Hewsel’de sadece ağaçlar değil, evlatlarımızın kemikleri de var!

Hewsel basin aciklamsi-5 mart-2014Amed’in ekosisteminin önemli bir parçası olan ve aynı zamanda Diyarbakır Surlarıyla birlikte kentin kültürel simgesi haline gelen 700 hektarlık Hewsel Bahçeleri, geçtiğimiz yıl Unesco’ya aday gösterilmişti. 8000 bin yıl önce oluşan ve o tarihten beri üzerinde tarımın yapıldığı, Amed’in akciğerleri ve besin kaynağı olan Hewsel Bahçeleri’nde hem HES yapmak hem de imara açmak üzere ağaç kesimine başlandı. Hewsel’de 10 binin üzerinde ağaç kesildiği söyleniyor.

Bu doğanın, tarihin ve kültürel mirasın yıkımına karşı Hewsel Bahçeleri’nde beş günden beri direniş her geçen gün büyüyerek devam ediyor. Bugün İstanbul’da HDK gençlik örgütünün çağrısı ile başlayan, çevre örgütleri, ekolojistler, park forumlar ve duyarlı kişilerin katılımıyla oluşturulan Hewsel Dayanışması adına bir basın açıklaması yapıldı.

Kalkınma hırsına bürünmüş büyüme yanlısı kesimlerin, sermaye iktidar ortaklığının doğaya karşı rant ve kar amaçlı saldırılarına Gezi Parkı’nda ve Anadolu’nun her yerinde derelerin, dağların, yeraltının şirketlerinin kullanımına tanıklık ettiklerinin ve doğa için verilen mücadelenin halklar arasındaki köprüleri güçlendireceğinin belirtildiği ve Gezi’de 3-5 ağaç için çıkarılan ortak sesin Odtü’de, Kuzey ormanlarında sürdürüldüğü gibi şimdi de Hewsel Bahçeleri için sürdüreleceğinin vurgusu yapılan basın açıklamasında İstanbul HDP Büyükşehir Başkan adayı Sırrı Süreyya Önder de Hewsel ile dayanışma içinde olduklarını dile getirdi. Ekosistem üzerinde her yerde uygulanan insanı, doğayı öncelemeyen bir hoyrat anlayışla karşı karşıya olduğumuzu söyleyen Önder, “çevre meselelerinde tüccar zihniyetiyle yaklaşanlar, cezası ne ise parasını veririz diyorlar ama doğa paraya indirgenemez” dedi.

KCK davalarından tutuklu bulunan birçok kişinin maddi delilleri arasında bölgede yapılmak istenen HES’lere, kayagazına, Ilısu barajına karşı yapılan eylemlerin yer aldığını söyleyen Önder, “Hewsel sadece bir bahçe değildir. 12 Eylül 1980’den 2000’lere kadar hem işkencelerin hem de faali meçhullerin bedenlerinin gömüldüğü alan olan Hewsel Bahçeleri’nin üzerine şimdi beton dökmek istemekteler, buna izin vermeyeceğiz.

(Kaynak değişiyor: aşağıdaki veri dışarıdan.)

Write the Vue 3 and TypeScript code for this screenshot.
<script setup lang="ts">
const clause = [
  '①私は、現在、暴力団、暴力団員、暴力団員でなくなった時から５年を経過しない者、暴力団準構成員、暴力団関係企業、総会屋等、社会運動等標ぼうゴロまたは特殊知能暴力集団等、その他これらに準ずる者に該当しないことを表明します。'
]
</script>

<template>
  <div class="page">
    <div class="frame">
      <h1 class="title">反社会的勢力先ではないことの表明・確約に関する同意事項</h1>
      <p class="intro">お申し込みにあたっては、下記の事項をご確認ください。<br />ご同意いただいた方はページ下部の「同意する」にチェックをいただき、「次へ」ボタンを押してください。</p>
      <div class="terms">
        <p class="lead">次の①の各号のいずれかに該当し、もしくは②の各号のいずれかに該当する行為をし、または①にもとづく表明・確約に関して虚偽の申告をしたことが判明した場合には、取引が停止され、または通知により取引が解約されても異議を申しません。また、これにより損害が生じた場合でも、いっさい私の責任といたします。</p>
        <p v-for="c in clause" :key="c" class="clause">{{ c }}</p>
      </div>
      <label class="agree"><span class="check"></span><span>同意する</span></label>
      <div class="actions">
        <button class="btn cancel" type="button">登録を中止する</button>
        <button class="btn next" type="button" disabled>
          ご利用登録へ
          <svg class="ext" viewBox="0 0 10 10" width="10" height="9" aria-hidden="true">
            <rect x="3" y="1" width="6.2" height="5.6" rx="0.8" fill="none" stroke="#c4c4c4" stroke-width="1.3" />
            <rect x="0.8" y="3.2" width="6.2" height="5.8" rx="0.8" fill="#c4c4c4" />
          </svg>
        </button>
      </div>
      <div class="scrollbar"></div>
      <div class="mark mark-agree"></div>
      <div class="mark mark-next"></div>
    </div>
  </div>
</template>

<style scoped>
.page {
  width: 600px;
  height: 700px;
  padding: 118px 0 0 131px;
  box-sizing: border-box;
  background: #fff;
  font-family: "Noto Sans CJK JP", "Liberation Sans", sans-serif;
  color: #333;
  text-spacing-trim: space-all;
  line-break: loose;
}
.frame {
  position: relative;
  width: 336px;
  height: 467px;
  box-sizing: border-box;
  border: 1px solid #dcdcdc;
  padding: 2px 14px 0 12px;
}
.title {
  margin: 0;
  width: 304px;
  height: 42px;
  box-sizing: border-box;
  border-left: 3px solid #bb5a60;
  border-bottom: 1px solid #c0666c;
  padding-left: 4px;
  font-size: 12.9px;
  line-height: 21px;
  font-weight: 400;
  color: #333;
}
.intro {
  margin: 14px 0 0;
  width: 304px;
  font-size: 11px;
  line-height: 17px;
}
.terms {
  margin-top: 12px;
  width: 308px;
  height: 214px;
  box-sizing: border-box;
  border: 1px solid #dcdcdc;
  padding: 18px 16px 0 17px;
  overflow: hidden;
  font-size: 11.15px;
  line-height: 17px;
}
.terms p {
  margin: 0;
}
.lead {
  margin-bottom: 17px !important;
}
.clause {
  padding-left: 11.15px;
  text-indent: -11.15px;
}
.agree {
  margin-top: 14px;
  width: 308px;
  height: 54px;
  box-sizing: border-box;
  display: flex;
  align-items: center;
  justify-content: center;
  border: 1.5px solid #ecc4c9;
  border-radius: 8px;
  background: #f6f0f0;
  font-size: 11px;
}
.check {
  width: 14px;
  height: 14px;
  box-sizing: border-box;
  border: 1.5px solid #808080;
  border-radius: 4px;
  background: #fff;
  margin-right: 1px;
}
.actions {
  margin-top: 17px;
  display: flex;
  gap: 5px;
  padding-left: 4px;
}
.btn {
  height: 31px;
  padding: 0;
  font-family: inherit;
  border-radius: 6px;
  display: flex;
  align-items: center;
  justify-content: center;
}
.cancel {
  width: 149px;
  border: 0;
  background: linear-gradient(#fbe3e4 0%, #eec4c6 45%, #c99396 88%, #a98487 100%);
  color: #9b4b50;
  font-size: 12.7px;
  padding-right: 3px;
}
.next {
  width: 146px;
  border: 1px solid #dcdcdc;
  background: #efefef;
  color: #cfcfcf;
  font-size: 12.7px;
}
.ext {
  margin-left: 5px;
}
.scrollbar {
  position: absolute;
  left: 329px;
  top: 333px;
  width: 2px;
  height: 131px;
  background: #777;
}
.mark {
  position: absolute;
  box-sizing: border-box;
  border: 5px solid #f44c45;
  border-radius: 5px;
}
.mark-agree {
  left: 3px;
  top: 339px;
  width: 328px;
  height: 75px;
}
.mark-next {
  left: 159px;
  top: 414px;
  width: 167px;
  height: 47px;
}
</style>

Bu ülkelerin zalimleri, egemenleri şunu bilsinler ki, Hewsel Bahçeleri ne babalarının bağı ne de bostanıdır. Kendi bağı ve bostanı olanlar onların karar vermelerine izin vermeyeceklerdir” dedi.

Basın açıklaması Hewsel Dayanışması’nın 7 Mart Cuma akşamı, saat 19.00’da gerçekleşecek olan dayanışma eylemi çağrısı ile son buldu.